We asked the rickshawwala to take us back again to the station, which he promptly did. It was just a matter of 10 minutes before the train arrived, while we discussed our lovely day.

After the train journey from Lonavala to Pune, we walked down from the station towards the bus stand, an almost 15 min stretch away and there luckily found the bus home, almost immediately. Again it was a walking distance of about half an hour till we reached home, but it was so entirely delightfulIy amidst the teasing and the harmless jokes, whilst enjoying the beauty of the sunlit sky that we didn't realise it at all. By now, the looming clouds had begun to turn a darker shade, threatening to pour out at any time. The sky looked like a pregnant woman whose water was about to break. And in time it did too. But by then we were snuggling in the cosiness of our homes with a faintly tired body but a wildly invigorated mind, listening to the thundering music outside accompanied by the elusive rain. It was just 7:30 pm.

Now for the whole blog title justification thing:

The whole trip cost us about Rs. 100/- per head (excluding the food expenses-lunch, gollas, kulfi, cotton candy etc., again not very expensive), Rs. 500/- in total. We decided to go by train, instead of private vehicle, haggled with the rickshawala for a reasonable charge, used the bus - when in normal circumstances we would have opted for rickshaw and walked when it seemed like fun. It all turned out well plus we could fancy ourselves to be people who might make some smart investments in the future. A great trip and a good ego boost - all in a day's time.

Here are some details of the expenditure:

Rs. 104/- (Train ticket to and from Lonavala to Pune station for 5 people)

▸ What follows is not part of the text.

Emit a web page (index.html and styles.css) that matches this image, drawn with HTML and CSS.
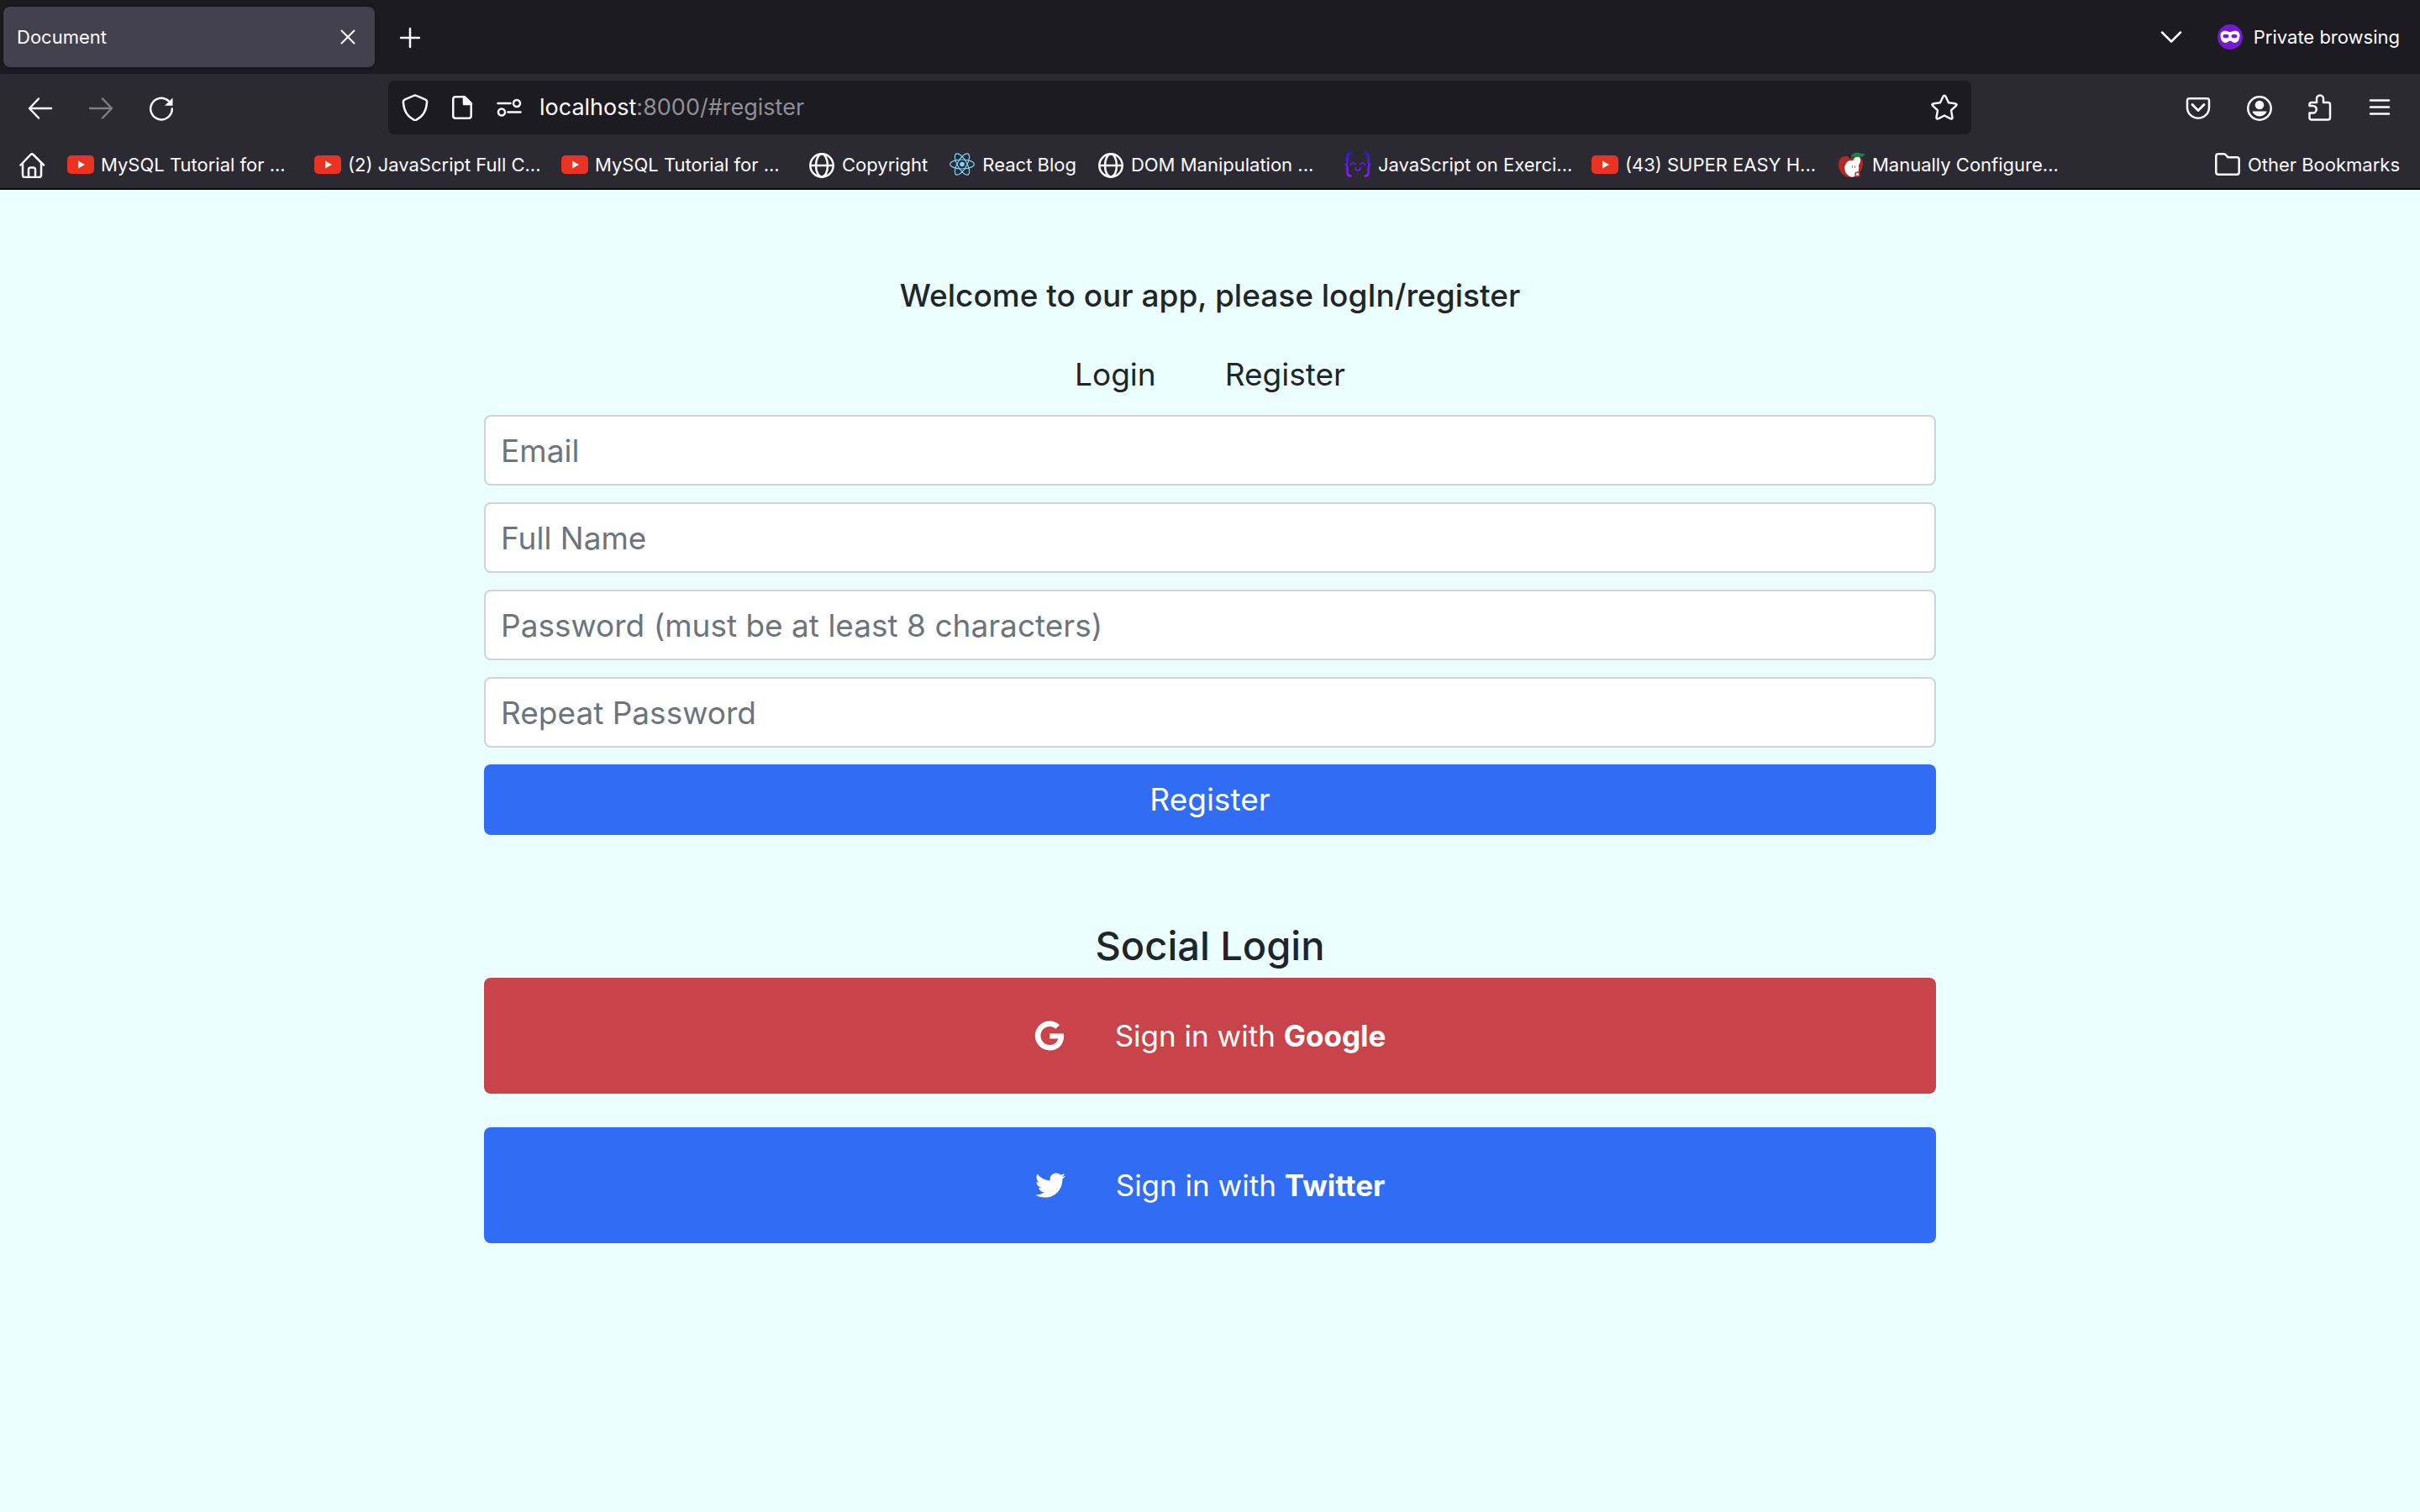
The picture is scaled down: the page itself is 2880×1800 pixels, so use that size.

Rs. 330/-(Auto charges for the day)

Rs. 66/-(Miscellaneous - bus to and from Pune station to residence, pack of chips and biscuits shared by all)

Company of friends - priceless.

Till the next one....


1 comment:

Joshua Victor said...

Hi,

I believe a shorter post would have done more justice than just rambling about your experiences. Full of cliches. You can do better than that.

This is nowhere compared to your other posts.